Lean on me

This write-up is not meant to stigmatize, perhaps point fingers at any group of persons or race but to bring to light a bit of the shadow we’ve been shunning. You have probably read messages and heard talks on this subject matter, but as said locally, “so many fish in a bowl of soup doesn’t make it wrong.” There are many things ongoing in the lives of the “so-called minority in society,” which are subconsciously mutating the young minds for the worst. Everyone seems to perceive that as the way to go — demeaning the other. We live in a society where we believe in peace and unity but always have discriminatory relations with the minority in society, physically challenged, the people of color and less privileged in the society.

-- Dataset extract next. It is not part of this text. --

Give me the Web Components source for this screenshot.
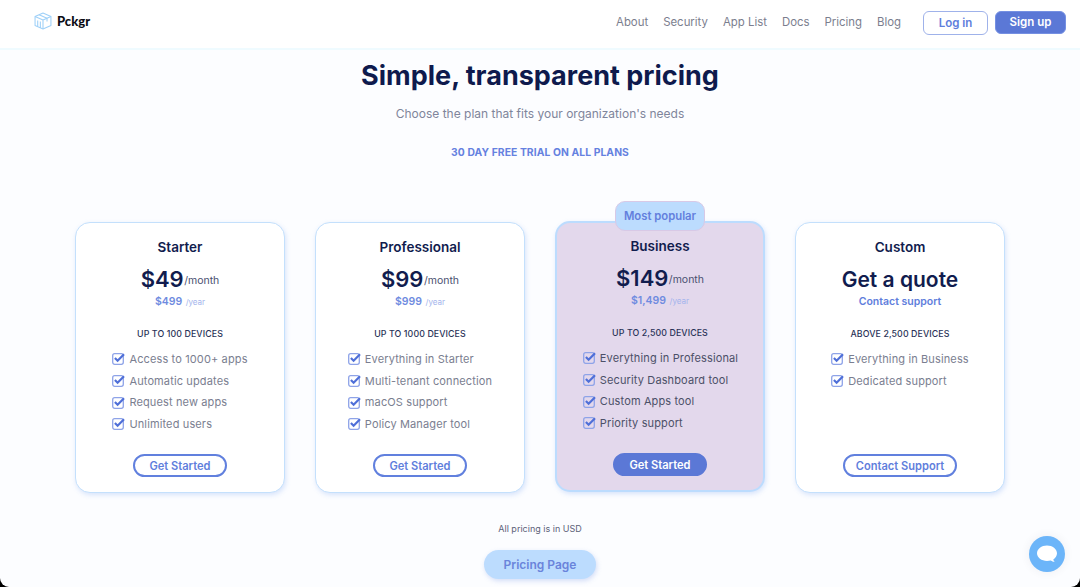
<!DOCTYPE html>
<html>
<head>
<meta charset="utf-8">
<title>Pckgr pricing</title>
<style>
  html, body { margin: 0; height: 587px; background: #000; overflow: hidden; }
  body { font-family: Inter, "Liberation Sans", sans-serif; }
</style>
</head>
<body>
<pk-page>
  <pk-header></pk-header>
  <pk-hero></pk-hero>
  <pk-plans>
    <pk-plan name="Starter" price="$49" yearly="$499" devices="UP TO 100 DEVICES" cta="Get Started">
      <pk-feature>Access to 1000+ apps</pk-feature>
      <pk-feature>Automatic updates</pk-feature>
      <pk-feature>Request new apps</pk-feature>
      <pk-feature>Unlimited users</pk-feature>
    </pk-plan>
    <pk-plan name="Professional" price="$99" yearly="$999" devices="UP TO 1000 DEVICES" cta="Get Started">
      <pk-feature>Everything in Starter</pk-feature>
      <pk-feature>Multi-tenant connection</pk-feature>
      <pk-feature>macOS support</pk-feature>
      <pk-feature>Policy Manager tool</pk-feature>
    </pk-plan>
    <pk-plan popular name="Business" price="$149" yearly="$1,499" devices="UP TO 2,500 DEVICES" cta="Get Started">
      <pk-feature dark>Everything in Professional</pk-feature>
      <pk-feature dark>Security Dashboard tool</pk-feature>
      <pk-feature dark>Custom Apps tool</pk-feature>
      <pk-feature dark>Priority support</pk-feature>
    </pk-plan>
    <pk-plan quote name="Custom" price="Get a quote" yearly="Contact support" devices="ABOVE 2,500 DEVICES" cta="Contact Support">
      <pk-feature>Everything in Business</pk-feature>
      <pk-feature>Dedicated support</pk-feature>
    </pk-plan>
  </pk-plans>
  <pk-footer></pk-footer>
  <pk-chat></pk-chat>
</pk-page>

<script>
const define = (name, html) => {
  customElements.define(name, class extends HTMLElement {
    constructor() {
      super();
      this.shadow = this.attachShadow({ mode: "open" });
    }
    connectedCallback() {
      this.shadow.innerHTML = typeof html === "function" ? html(this) : html;
    }
  });
};

define("pk-page", `
  <style>
    :host {
      display: block;
      position: relative;
      height: 587px;
      overflow: hidden;
      background: #fcfdff;
      border-radius: 0 0 9px 9px;
      color: #111c4e;
    }
  </style>
  <slot></slot>`);

define("pk-header", `
  <style>
    :host {
      display: flex;
      align-items: center;
      box-sizing: border-box;
      height: 50px;
      padding: 0 14px 4px 34px;
      background: #fff;
      border-bottom: 2px solid #effbff;
    }
    .logo { display: flex; align-items: center; gap: 5px; margin-bottom: 2px; font: 900 13px Lato, sans-serif; color: #0c0c14; }
    nav { margin-left: auto; display: flex; gap: 15px; font-size: 11.400px; color: #7b7e8e; }
    .btn { box-sizing: border-box; font-size: 11.500px; font-weight: 600; display: flex; align-items: center; justify-content: center; border-radius: 6px; }
    .login { width: 65px; height: 24px; margin-left: 22px; margin-top: 1px; color: #5f7edc; background: #fff; border: 1px solid #9fb2ea; }
    .signup { width: 71px; height: 23px; margin-left: 7px; color: #fff; background: #5b78d6; border: 1px solid #7590e2; }
  </style>
  <div class="logo">
    <svg width="18" height="18" viewBox="0 0 17 17" fill="none" stroke="#9ed0f8" stroke-width="1" stroke-linejoin="round">
      <path d="M8.500 1 16 4.200v8.600L8.500 16 1 12.800V4.200Z"/>
      <path d="M1 4.200 8.500 7.500 16 4.200M8.500 7.500V16"/>
      <path d="M4.800 2.600 12.300 5.900V9M3.500 8v5.500M6 9v6"/>
    </svg>
    <span>Pckgr</span>
  </div>
  <nav>
    <span>About</span><span>Security</span><span>App List</span><span>Docs</span><span>Pricing</span><span>Blog</span>
  </nav>
  <div class="btn login">Log in</div>
  <div class="btn signup">Sign up</div>`);

define("pk-hero", `
  <style>
    :host { display: block; text-align: center; }
    h1 { margin: 8px 0 0; font-size: 27px; line-height: 36px; font-weight: 700; color: #0e1a4d; }
    p { margin: 11px 0 0; font-size: 12px; line-height: 18px; color: #7f859b; }
    .trial { margin-top: 21px; font-size: 10.300px; line-height: 16px; font-weight: 700; color: #6581e0; letter-spacing: 0.1px; }
  </style>
  <h1>Simple, transparent pricing</h1>
  <p>Choose the plan that fits your organization's needs</p>
  <p class="trial">30 DAY FREE TRIAL ON ALL PLANS</p>`);

define("pk-plans", `
  <style>
    :host { display: flex; justify-content: center; align-items: flex-start; gap: 30px; margin-top: 62px; }
  </style>
  <slot></slot>`);

define("pk-plan", (el) => {
  const quote = el.hasAttribute("quote");
  const popular = el.hasAttribute("popular");
  const price = quote
    ? `<div class="quote">${el.getAttribute("price")}</div><div class="contact">${el.getAttribute("yearly")}</div>`
    : `<div class="price"><b>${el.getAttribute("price")}</b> <span>/month</span></div>
       <div class="year"><b>${el.getAttribute("yearly")}</b> <span>/year</span></div>`;
  return `
  <style>
    :host {
      display: flex;
      flex-direction: column;
      align-items: center;
      position: relative;
      box-sizing: border-box;
      width: 210px;
      height: 271px;
      padding: 15px 0 15px;
      background: #fff;
      border: 1px solid #c4e0fc;
      border-radius: 15px;
      box-shadow: 1px 2px 5px rgba(120, 160, 240, 0.28);
      text-align: center;
    }
    :host([popular]) {
      margin-top: -1px;
      background: #e3d8ec;
      border: 2px solid #bcdcfe;
      padding: 14px 0;
    }
    :host([popular]) .features { margin-left: 1px; }
    .badge {
      position: absolute;
      top: -22px;
      left: 58px;
      box-sizing: border-box;
      width: 90px;
      height: 30px;
      display: flex;
      align-items: center;
      justify-content: center;
      background: #bcdcfe;
      border: 1px solid #d8c9e6;
      border-radius: 10px;
      font-size: 11.300px;
      font-weight: 600;
      color: #637fdd;
    }
    .name { font-size: 13.500px; line-height: 18px; font-weight: 600; color: #111c4e; }
    .price { margin-top: 8px; line-height: 30px; height: 30px; white-space: nowrap; }
    .price b { font-size: 22px; font-weight: 600; color: #111c4e; }
    .price span { font-size: 10.500px; color: #4a5070; margin-left: -4px; vertical-align: 3px; }
    .year { height: 14px; line-height: 14px; margin-top: -2px; white-space: nowrap; }
    .year b { font-size: 10.500px; font-weight: 600; color: #6f8be0; }
    .year span { font-size: 8px; color: #a4b4ec; margin-left: -1px; }
    .quote { margin-top: 9px; line-height: 30px; height: 30px; font-size: 21px; font-weight: 600; color: #111c4e; white-space: nowrap; }
    .contact { height: 14px; line-height: 14px; margin-bottom: -3px; font-size: 10.500px; font-weight: 600; color: #5f7edc; }
    .devices { margin-top: 21px; font-size: 8.800px; line-height: 14px; font-weight: 500; color: #2a3358; letter-spacing: 0.1px; }
    .features { margin-top: 7px; width: fit-content; display: flex; flex-direction: column; align-items: flex-start; }
    .cta {
      margin-top: auto;
      box-sizing: border-box;
      height: 23px;
      padding: 0 11px;
      min-width: 94px;
      display: flex;
      align-items: center;
      justify-content: center;
      border: 2px solid #6180de;
      border-radius: 12px;
      background: #fff;
      color: #5f7edc;
      font-size: 11.100px;
      font-weight: 600;
    }
    :host([popular]) .cta { background: #5b78d6; border-color: #5b78d6; color: #fff; }
  </style>
  ${popular ? '<div class="badge">Most popular</div>' : ""}
  <div class="name">${el.getAttribute("name")}</div>
  ${price}
  <div class="devices">${el.getAttribute("devices")}</div>
  <div class="features"><slot></slot></div>
  <div class="cta">${el.getAttribute("cta")}</div>`;
});

define("pk-feature", `
  <style>
    :host { display: flex; align-items: center; gap: 4px; height: 21.700px; font-size: 11px; color: #7a7e90; letter-spacing: 0.13px; white-space: nowrap; }
    :host([dark]) { color: #4c5068; }
    svg { flex: none; }
  </style>
  <svg width="13" height="13" viewBox="0 0 13 13" fill="none">
    <rect x="0.700" y="1.700" width="10.600" height="10.600" rx="2" stroke="#8ea3e8" stroke-width="1.300"/>
    <path d="M2.900 6 5.600 8.700 12 2.200" stroke="#4f6fd8" stroke-width="2.200"/>
  </svg>
  <span><slot></slot></span>`);

define("pk-footer", `
  <style>
    :host { display: block; text-align: center; margin-top: 29px; }
    .note { font-size: 9px; line-height: 14px; color: #5d6279; }
    .btn {
      box-sizing: border-box;
      width: 112px;
      height: 29px;
      margin: 14px auto 0;
      display: flex;
      align-items: center;
      justify-content: center;
      background: #bcdcfe;
      border-radius: 15px;
      box-shadow: 1px 2px 5px rgba(120, 150, 230, 0.3);
      color: #6a84db;
      font-size: 12px;
      font-weight: 600;
    }
  </style>
  <div class="note">All pricing is in USD</div>
  <div class="btn">Pricing Page</div>`);

define("pk-chat", `
  <style>
    :host {
      position: absolute;
      left: 1029px;
      top: 536px;
      width: 36px;
      height: 36px;
      display: flex;
      align-items: center;
      justify-content: center;
      border-radius: 50%;
      background: #6cb5f9;
      box-shadow: 0 0 10px rgba(60, 60, 90, 0.08);
    }
  </style>
  <svg width="22" height="20" viewBox="0 0 22 20">
    <path fill="#fff" d="M11 1.500c5.500 0 10 3.400 10 7.800 0 2.600-1.500 4.700-3.700 6.100.2 1 .8 1.900 1.500 2.500-1.400 0-3-.5-4-1.300-1.200.3-2.400.4-3.800.4C5.500 17 1 13.700 1 9.300S5.500 1.500 11 1.500Z"/>
  </svg>`);
</script>
</body>
</html>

Well, the word “racist” has become a common word in the land today and is gradually becoming a way of demeaning one’s status(those who racially discriminate).

There is a fundamental concept in physics that doubles as an African proverb that says, “when you throw a ball to the wall, it surely bounces back to you,” this tries to make a point that the mitigation of the minority in the society and the black community shows how much discord we have amongst ourselves. We preach love, but all we do is to capitalize on that to feed us with hate and depravity. You will see blacks mocking blacks on the Internet for no apparent reason, depriving our fellow blacks of great opportunities just because we don’t trust the African minds enough. We kill ourselves and drive ourselves into rage and hate! Poor us! These acts subconsciously feed the mind of our upcoming generations with self-worthlessness, the pursuit to change their nature to fit the apparent standards of society, and so on. What we should be doing is to be constantly resounding the achievement of the “presumed less important” in the society as well as that of our great black heroes in the ears of the upcoming, at least this will decrease the margin of self-hate and inferiority on our community. Don t get it twisted, there are so many blacks who have broken the barriers by which we limit ourselves.

There is another Ghanaian adage that translates as “if you will be stung by an insect, it is definitely from the clothes you are wearing,” this helps me to make a point that, whether you are lagging or matching forward, it’s up to how much we carry on ourselves. Is it one that will make us keep looking back, or one who will spring us into altitudes? Learning from others to be like them is one of the best ways to improve on yourself, but don’t get it twisted. I think, trying to be like everyone who has made it will substantially veer us from our destination. What’s the gain when we all yield the same results or bear the same fruits. We should be diverse in thoughts, deed, and processes and even in our achievements to be valued for what we also have if the results appear to be the same. Let us stay true to who we are and be proud of who we are becoming.

Once again, this write-up is not meant to insight any group negatively. If we(black, white, brown, and any race) place genuine value on ourselves, that would bring enough respect, reduce over-dependence, and enforce communion amongst us.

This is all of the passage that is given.